┏━━
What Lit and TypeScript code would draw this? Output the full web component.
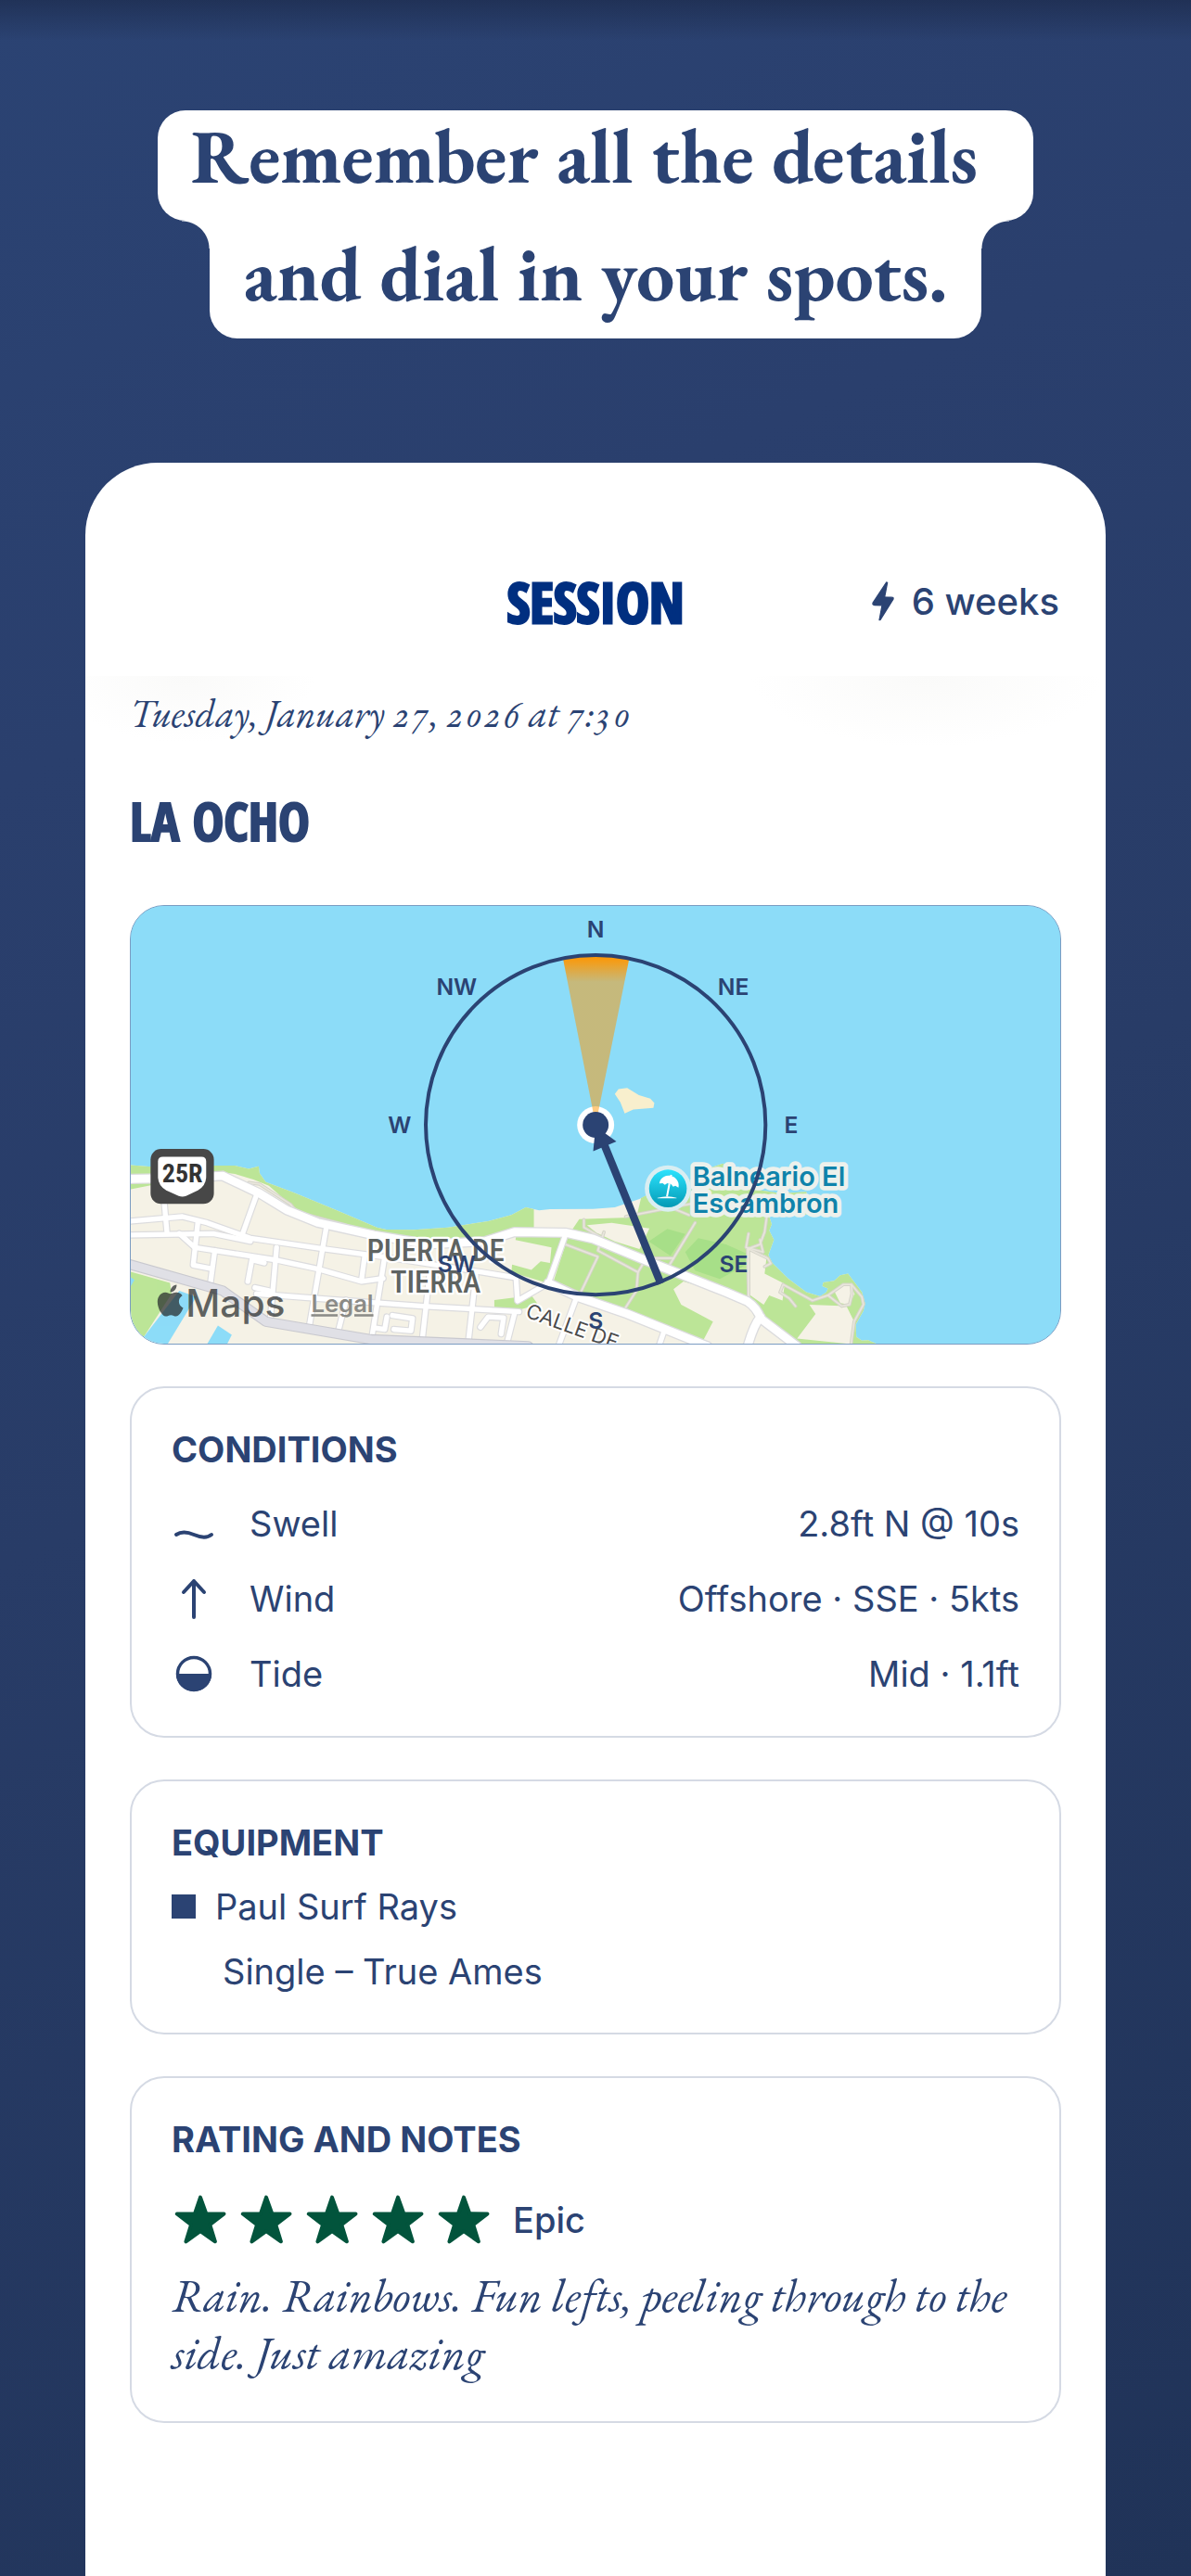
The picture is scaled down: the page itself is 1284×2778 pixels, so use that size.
import { LitElement, html, css, svg } from "lit";
import { customElement } from "lit/decorators.js";

/* ---------- Map ---------- */

const COAST_WEST =
  "M30 893L90 898L300 895L370 895L415 905L447 897L450 920L470 948L560 982L700 1040L830 1095L860 1102L950 1103L1060 1095L1190 1075L1265 1055L1312 1030";
const COAST_EAST =
  "L1740 972L1850 940L1900 905L1950 888L2000 915L2040 970L2140 985L2220 980L2232 1055L2180 1050L2100 1060L2108 1085L2100 1105L2115 1135L2097 1185L2110 1210L2160 1260L2220 1305L2265 1318L2285 1305L2290 1293L2272 1285L2275 1273L2310 1268L2330 1250L2355 1245L2370 1265L2400 1305L2410 1340L2405 1365L2380 1410L2382 1450L2400 1462L2420 1460L2450 1473";

const BEIGE_BLOCKS = [
  "M1250 1130L1395 1160L1390 1210L1360 1205L1330 1233L1265 1215L1200 1200Z",
  "M1510 1088L1590 1080L1712 1098L1680 1165L1600 1140L1540 1112Z",
  "M1790 1295L1822 1270L1960 1310L2040 1360L2060 1400L2170 1473L1880 1473L1918 1400L1815 1345Z",
  "M2030 1165L2092 1187L2085 1245L2150 1278L2143 1332L2100 1315L2082 1345L2035 1312Z",
  "M2230 1345L2350 1350L2375 1400L2365 1473L2190 1455L2250 1375Z",
  "M2310 1300L2340 1280L2365 1282L2376 1310L2360 1345L2330 1340Z",
];

const STREETS = [
  "M30 1075L200 1060L280 1080L420 1130L660 1165L850 1190L1170 1240L1280 1258",
  "M30 1120L300 1115L420 1140",
  "M190 1115L240 1160L500 1200L640 1230L780 1270L850 1260",
  "M440 1310L700 1330L980 1350L1290 1368",
  "M1440 1120L1385 1275L1285 1333L1280 1258",
  "M140 1000L150 1110",
  "M440 990L395 1115",
  "M250 1080L235 1217L290 1228",
  "M305 1170L290 1280",
  "M505 1160L485 1390",
  "M665 1100L610 1420",
  "M855 1190L810 1473",
  "M1000 1250L975 1473",
  "M1150 1250L1125 1473",
  "M1475 1325L1420 1473",
  "M790 1190L780 1265",
  "M730 1330L705 1430",
  "M1275 1375L1250 1473",
  "M412 1270L425 1200L465 1210",
  "M435 1290L480 1300",
  "M820 1420L855 1425L862 1385",
  "M880 1380L945 1390L940 1430L885 1425",
  "M1165 1418L1190 1385L1240 1388L1232 1440",
  "M1760 1430L1745 1473",
];

const AVENUES = [
  "M30 938L200 935L330 928L450 985L540 1040L640 1080L820 1120L1000 1150L1180 1140L1275 1110L1440 1112L1530 1132L1700 1202L1960 1305L2030 1335Q2060 1355 2072 1390L2190 1480",
  "M2072 1385Q2050 1410 2030 1480",
  "M1385 1275L1480 1320L1640 1375L1900 1480",
];

const FOOTPATHS = [
  "M1440 1150L1545 1190L1490 1305",
  "M1400 1270L1480 1305",
  "M1500 1070L1500 1095L1560 1130",
  "M1565 1110L1545 1170L1675 1240L1670 1300L1625 1370",
  "M1675 1240L1690 1215",
  "M1635 1060L1850 1018",
  "M1780 1030L1840 1055",
  "M1860 1080L1775 1220",
  "M1690 1195L1790 1195",
  "M2092 1060L2085 1110L2070 1150L2030 1165L2033 1320",
  "M2033 1115L2025 1160L2080 1175L2070 1135",
  "M2033 1320L2033 1165L2095 1195L2105 1212L2085 1222",
  "M2185 1350L2165 1325L2135 1305L2145 1280L2240 1332L2290 1315L2340 1280L2366 1280L2400 1320L2405 1345L2375 1400L2365 1473",
  "M2290 1315L2335 1350L2360 1345L2368 1310L2366 1280",
  "M415 950L450 955L550 1020L570 1045L720 1085L800 1115",
];

const COMPASS: [string, number, number][] = [
  ["N", 1538, 156],
  ["NE", 1984, 342],
  ["E", 2171, 791],
  ["SE", 1985, 1239],
  ["S", 1538, 1424],
  ["SW", 1088, 1239],
  ["W", 903, 791],
  ["NW", 1088, 342],
];

@customElement("spot-map")
class SpotMap extends LitElement {
  static styles = css`
    :host {
      display: block;
      overflow: hidden;
      border-radius: 37px;
      border: 1px solid #7b9cc2;
      background: #8cdcf8;
    }
    .art {
      display: block;
      width: 100%;
      height: auto;
    }
    .land { fill: #f5f2e6; }
    .green { fill: #bce597; }
    .grove { fill: #a7df88; }
    .water { fill: #8cdcf8; }
    .isle { fill: #f8efcd; }
    .line { fill: none; stroke-linejoin: round; stroke-linecap: round; }
    .casing { stroke: #dcdcde; }
    .white { stroke: #fff; }
    .gray { stroke: #e0e0e6; }
    .edge { stroke: #c9c9cf; }
    .path { stroke: #d5d4c9; }
    .path-in { stroke: #e9e6dc; }
    text { font-family: Inter, "Liberation Sans", sans-serif; }
    .dir {
      font-size: 74px;
      font-weight: 600;
      fill: #2b4373;
      text-anchor: middle;
    }
    .halo {
      paint-order: stroke;
      stroke-linejoin: round;
    }
    .district {
      font-family: "Roboto Condensed", Roboto, sans-serif;
      font-size: 99px;
      font-weight: 500;
      fill: #5e6361;
      stroke: #fff;
      stroke-width: 14px;
      text-anchor: middle;
    }
    .street {
      font-size: 66px;
      fill: #4b4b4b;
      stroke: #fff;
      stroke-width: 12px;
    }
    .poi {
      font-size: 87px;
      font-weight: 600;
      fill: #0f83ab;
      stroke: #edf1ec;
      stroke-width: 28px;
    }
    .route {
      font-family: "Roboto Condensed", Roboto, sans-serif;
      font-size: 84px;
      font-weight: 700;
      fill: #333;
      text-anchor: middle;
    }
    .brand { opacity: 0.72; fill: #262a2c; }
    .brand-name { font-size: 122px; font-weight: 500; }
    .legal {
      font-size: 77px;
      font-weight: 600;
      fill: #8b8b87;
      text-decoration: underline;
    }
    .ring { fill: none; stroke: #2b4373; stroke-width: 12px; }
    .navy { fill: #2b4373; }
    .shaft { stroke: #2b4373; stroke-width: 25px; }
  `;

  private stroke(paths: string[], cls: string, width: number) {
    return paths.map((d) => svg`<path class="line ${cls}" stroke-width=${width} d=${d} />`);
  }

  render() {
    return html`
      <svg class="art" viewBox="33 54 3009 1416" role="group" aria-label="Map of La Ocho">
        <defs>
          <linearGradient id="cone" gradientUnits="userSpaceOnUse" x1="0" y1="212" x2="0" y2="300">
            <stop offset="0" stop-color="#ff9600" />
            <stop offset="0.15" stop-color="#ff9600" stop-opacity="0.95" />
            <stop offset="1" stop-color="#ff9600" stop-opacity="0.5" />
          </linearGradient>
          <linearGradient id="poi" x1="0" y1="0" x2="0" y2="1">
            <stop offset="0" stop-color="#2ce2fd" />
            <stop offset="1" stop-color="#039ab5" />
          </linearGradient>
        </defs>

        <rect class="water" x="0" y="0" width="3100" height="1500" />
        <path class="land" d="${COAST_WEST}L1355 1040L1390 1036L1530 1035L1600 1030L1680 1003${COAST_EAST}L30 1473Z" />
        <path class="green" d="${COAST_WEST}L1338 1036L1338 1100L1280 1110L1180 1135L1060 1140L950 1145L850 1125L720 1085L620 1060L560 1030L480 960L430 940L370 922L320 915L30 972Z" />
        <path class="green" d="M1685 1000${COAST_EAST}L1880 1473L1400 1275L1450 1120L1485 1068L1670 1062Z" />
        <path class="green" d="M1280 1125L1435 1125L1380 1275L1265 1240L1268 1210Z" />
        <path class="green" d="M1210 1330L1330 1315L1352 1345L1290 1362L1210 1357Z" />
        <path class="green" d="M30 1238L160 1275L165 1310L75 1450L60 1473L30 1473Z" />
        <path class="water" d="M190 1300L245 1320L152 1473L70 1473L75 1450Z" />
        <path class="water" d="M315 1413L360 1443L345 1473L280 1473Z" />
        <path class="water" d="M30 1255L45 1265L30 1290Z" />
        ${BEIGE_BLOCKS.map((d) => svg`<path class="land" d=${d} />`)}
        <path class="grove" d="M1710 1140L1770 1100L1828 1116L1780 1187Z" />
        <path class="grove" d="M1828 1175L1870 1130L1960 1150L2028 1180L2028 1215L1940 1262L1860 1235Z" />
        <path class="isle" d="M1600 663L1612 647L1640 643L1678 667L1715 678L1728 692L1725 708L1660 713L1632 726L1618 690Z" />

        ${this.stroke(FOOTPATHS, "path", 11)} ${this.stroke(FOOTPATHS, "path-in", 5)}
        ${this.stroke(STREETS, "casing", 23)} ${this.stroke(AVENUES, "casing", 34)}
        ${this.stroke(STREETS, "white", 16)} ${this.stroke(AVENUES, "white", 26)}
        <path class="line edge" stroke-width="34" d="M20 1212L330 1300L470 1400L810 1458L1320 1480" />
        <path class="line gray" stroke-width="27" d="M20 1212L330 1300L470 1400L810 1458L1320 1480" />

        <rect x="97" y="841" width="205" height="178" rx="34" fill="#474747" />
        <path fill="#fff" d="M137 866H262Q277 866 277 881V930Q277 960 250 975L212 993Q200 998 188 993L148 975Q121 960 121 930V881Q121 866 137 866Z" />
        <text class="route" x="200" y="949">25R</text>

        <text class="halo street" transform="translate(1308 1384) rotate(20)">CALLE DE</text>
        <text class="halo district" x="1020" y="1205">PUERTA DE</text>
        <text class="halo district" x="1020" y="1307">TIERRA</text>

        <text class="halo poi" x="1852" y="960">Balneario El</text>
        <text class="halo poi" x="1852" y="1047">Escambron</text>
        <circle cx="1772" cy="969" r="75" fill="#d9eef2" />
        <circle cx="1772" cy="969" r="61" fill="url(#poi)" />
        <g fill="#fff" transform="translate(1772 966)">
          <path d="M-28 -13C-25 -32 -8 -43 10 -38C28 -33 38 -17 34 0L24 -6L17 -3L10 -11L-2 -14L-10 -9L-17 -14Z" />
          <path d="M8 -42L14 -40L11 -34L6 -36ZM2 -14L8 -12L0 29H-6Z" />
          <path d="M-34 33Q0 24 28 33L28 35L-34 35Z" />
        </g>

        <g class="brand">
          <path transform="translate(110 1281) scale(4.25)" d="M12.152 6.896c-.948 0-2.415-1.078-3.96-1.04-2.04.027-3.91 1.183-4.961 3.014-2.117 3.675-.546 9.103 1.519 12.09 1.013 1.454 2.208 3.09 3.792 3.039 1.52-.065 2.09-.987 3.935-.987 1.831 0 2.35.987 3.96.948 1.637-.026 2.676-1.48 3.676-2.948 1.156-1.688 1.636-3.325 1.662-3.415-.039-.013-3.182-1.221-3.22-4.857-.026-3.04 2.48-4.494 2.597-4.559-1.429-2.09-3.623-2.324-4.39-2.376-2-.156-3.675 1.09-4.61 1.09zM15.53 3.83c.843-1.012 1.4-2.427 1.245-3.83-1.207.052-2.662.805-3.532 1.818-.78.896-1.454 2.338-1.273 3.714 1.338.104 2.715-.688 3.559-1.701" />
          <text class="brand-name" x="211" y="1383">Maps</text>
        </g>
        <a href="#legal"><text class="legal" x="617" y="1370">Legal</text></a>

        <circle cx="1538" cy="763" r="60" fill="#fff" />
        <path fill="url(#cone)" d="M1538 763L1432 223A550 550 0 0 1 1647 223Z" />
        <circle class="ring" cx="1538" cy="763" r="550" />
        <line class="shaft" x1="1749" y1="1277" x2="1565" y2="825" />
        <path class="navy" d="M1538 768L1605 817L1530 848Z" />
        <circle class="navy" cx="1538" cy="763" r="42" />
        ${COMPASS.map(([t, x, y]) => svg`<text class="dir" x=${x} y=${y}>${t}</text>`)}
      </svg>
    `;
  }
}

/* ---------- Icons ---------- */

const boltIcon = html`<svg class="bolt" viewBox="52 78 72 130" aria-hidden="true">
  <path fill="currentColor" stroke="currentColor" stroke-width="4" stroke-linejoin="round" d="M99 81L55 148Q53 154 59 155L85 156L76 204L79 203L121 136Q123 130 117 130L93 129L102 82Z" />
</svg>`;

const waveIcon = html`<svg class="icon" viewBox="0 0 48 48" aria-hidden="true">
  <path fill="none" stroke="currentColor" stroke-width="4" stroke-linecap="round" d="M5 36C11 32 17 33 24 36C31 39 38 40 43 36" />
</svg>`;

const arrowIcon = html`<svg class="icon" viewBox="0 0 48 48" aria-hidden="true">
  <path fill="none" stroke="currentColor" stroke-width="4" stroke-linecap="round" stroke-linejoin="round" d="M24 44V5M13 17L24 5L35 17" />
</svg>`;

const tideIcon = html`<svg class="icon" viewBox="0 0 48 48" aria-hidden="true">
  <circle cx="24" cy="24" r="17.5" fill="none" stroke="currentColor" stroke-width="3.5" />
  <path fill="currentColor" d="M5 24H43A19 19 0 0 1 5 24Z" />
</svg>`;

const starIcon = html`<svg class="star" viewBox="40 84 168 160" aria-hidden="true">
  <path fill="currentColor" stroke="currentColor" stroke-width="12" stroke-linejoin="round" d="M124 92L143 145L201 146L155 181L172 236L124 202L77 236L94 181L48 146L106 145Z" />
</svg>`;

const CONDITIONS = [
  { icon: waveIcon, label: "Swell", value: "2.8ft N @ 10s" },
  { icon: arrowIcon, label: "Wind", value: "Offshore · SSE · 5kts" },
  { icon: tideIcon, label: "Tide", value: "Mid · 1.1ft" },
];

@customElement("app-root")
class AppRoot extends LitElement {
  static styles = css`
    :host {
      display: block;
      --navy: #2b4373;
      --serif: "EB Garamond", "Liberation Serif", serif;
      --sans: Inter, "Liberation Sans", sans-serif;
      --display: "Open Sans Condensed", "Roboto Condensed", sans-serif;
      color: var(--navy);
      font-family: var(--sans);
    }
    h1, h2, h3, p, dl, dt, dd, ul { margin: 0; padding: 0; }

    .page {
      box-sizing: border-box;
      min-height: 100vh;
      display: flex;
      flex-direction: column;
      gap: 134px;
      padding: 119px 92px 0;
      background:
        linear-gradient(rgba(20, 30, 55, 0.45), rgba(20, 30, 55, 0) 44px),
        linear-gradient(155deg, #2b4373, #2a3f6d 25%, #283c67 50%, #203358);
    }

    .headline {
      display: flex;
      flex-direction: column;
      align-items: center;
      font: 700 82px/97px var(--serif);
    }
    .pill {
      background: #fff;
      border-radius: 30px;
      padding: 0 60px 22px 36px;
    }
    .pill.lower {
      position: relative;
      border-radius: 0 0 30px 30px;
      padding: 8px 36px 22px;
    }
    .pill.lower::before,
    .pill.lower::after {
      content: "";
      position: absolute;
      top: 0;
      width: 30px;
      height: 30px;
    }
    .pill.lower::before {
      right: 100%;
      background: radial-gradient(circle at 0 100%, transparent 29px, #fff 30px);
    }
    .pill.lower::after {
      left: 100%;
      background: radial-gradient(circle at 100% 100%, transparent 29px, #fff 30px);
    }

    .phone {
      flex: 1;
      background: #fff;
      border-radius: 78px 78px 0 0;
    }
    .bar {
      box-sizing: border-box;
      height: 230px;
      padding: 69px 50px 0;
      display: grid;
      grid-template-columns: 1fr auto 1fr;
      align-items: center;
    }
    .title {
      grid-column: 2;
      font: 700 60px/80px var(--display);
      color: #002f80;
      -webkit-text-stroke: 3px #002f80;
    }
    .streak {
      justify-self: end;
      display: flex;
      align-items: center;
      gap: 19px;
      font-size: 40px;
      font-weight: 500;
      line-height: 48px;
    }
    .bolt { width: 24px; height: 43px; }

    .content {
      padding: 13px 48px 160px;
      background:
        radial-gradient(190px 76px at 907px 0, #fafaf9, transparent),
        radial-gradient(140px 72px at 108px 0, #fafaf9, transparent);
    }
    .date {
      font: italic 400 42px/56px var(--serif);
      font-variant-numeric: oldstyle-nums;
      margin-bottom: 47px;
    }
    .spot {
      font: 700 57px/80px var(--display);
      -webkit-text-stroke: 2px var(--navy);
      margin-bottom: 51px;
    }
    .stack {
      display: flex;
      flex-direction: column;
      gap: 45px;
    }

    .card {
      border: 2px solid #d5dae4;
      border-radius: 37px;
      padding: 42px 43px;
      font-size: 38px;
    }
    .card-title {
      font-size: 38px;
      font-weight: 700;
      line-height: 48px;
    }

    .conditions { padding-bottom: 26px; }
    .facts { margin-top: 16px; }
    .fact {
      display: flex;
      align-items: center;
      line-height: 81px;
    }
    .fact dt {
      display: flex;
      align-items: center;
      gap: 36px;
    }
    .fact dd { margin-left: auto; }
    .icon { width: 48px; height: 48px; }

    .equipment { padding-bottom: 31px; }
    .gear {
      margin-top: 10px;
      list-style: none;
      line-height: 70px;
    }
    .board {
      display: flex;
      align-items: center;
      gap: 21px;
    }
    .swatch {
      width: 26px;
      height: 26px;
      background: var(--navy);
    }
    .fin { padding-left: 55px; }

    .rating {
      display: flex;
      align-items: center;
      gap: 25px;
      height: 60px;
      margin: 33px 0 21px;
      padding-left: 3px;
      font-weight: 500;
    }
    .stars {
      display: flex;
      gap: 15px;
      color: #02543c;
    }
    .star { width: 56px; height: 53px; }
    .notes { font: italic 400 50px/62px var(--serif); }
  `;

  render() {
    return html`
      <main class="page">
        <h1 class="headline">
          <span class="pill">Remember all the details</span>
          <span class="pill lower">and dial in your spots.</span>
        </h1>

        <section class="phone">
          <header class="bar">
            <h2 class="title">SESSION</h2>
            <div class="streak">${boltIcon}<span>6 weeks</span></div>
          </header>

          <div class="content">
            <p class="date">Tuesday, January 27, 2026 at 7:30</p>
            <h2 class="spot">LA OCHO</h2>

            <div class="stack">
              <spot-map></spot-map>

              <section class="card conditions">
                <h3 class="card-title">CONDITIONS</h3>
                <dl class="facts">
                  ${CONDITIONS.map(
                    (c) => html`<div class="fact"><dt>${c.icon}<span>${c.label}</span></dt><dd>${c.value}</dd></div>`
                  )}
                </dl>
              </section>

              <section class="card equipment">
                <h3 class="card-title">EQUIPMENT</h3>
                <ul class="gear">
                  <li class="board"><span class="swatch"></span><span>Paul Surf Rays</span></li>
                  <li class="fin">Single – True Ames</li>
                </ul>
              </section>

              <section class="card">
                <h3 class="card-title">RATING AND NOTES</h3>
                <div class="rating">
                  <span class="stars" role="img" aria-label="5 out of 5">${[1, 2, 3, 4, 5].map(() => starIcon)}</span>
                  <span>Epic</span>
                </div>
                <p class="notes">Rain. Rainbows. Fun lefts, peeling through to the side. Just amazing</p>
              </section>
            </div>
          </div>
        </section>
      </main>
    `;
  }
}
┗━━
- _THE EXERCISE_
Begin at the first line of the material and copy each line exactly through the one containing "972L1850 940L1900 905L1950". Omit pictures.

- _RESPONSE_
What Lit and TypeScript code would draw this? Output the full web component.
The picture is scaled down: the page itself is 1284×2778 pixels, so use that size.
import { LitElement, html, css, svg } from "lit";
import { customElement } from "lit/decorators.js";

/* ---------- Map ---------- */

const COAST_WEST =
  "M30 893L90 898L300 895L370 895L415 905L447 897L450 920L470 948L560 982L700 1040L830 1095L860 1102L950 1103L1060 1095L1190 1075L1265 1055L1312 1030";
const COAST_EAST =
  "L1740 972L1850 940L1900 905L1950 888L2000 915L2040 970L2140 985L2220 980L2232 1055L2180 1050L2100 1060L2108 1085L2100 1105L2115 1135L2097 1185L2110 1210L2160 1260L2220 1305L2265 1318L2285 1305L2290 1293L2272 1285L2275 1273L2310 1268L2330 1250L2355 1245L2370 1265L2400 1305L2410 1340L2405 1365L2380 1410L2382 1450L2400 1462L2420 1460L2450 1473";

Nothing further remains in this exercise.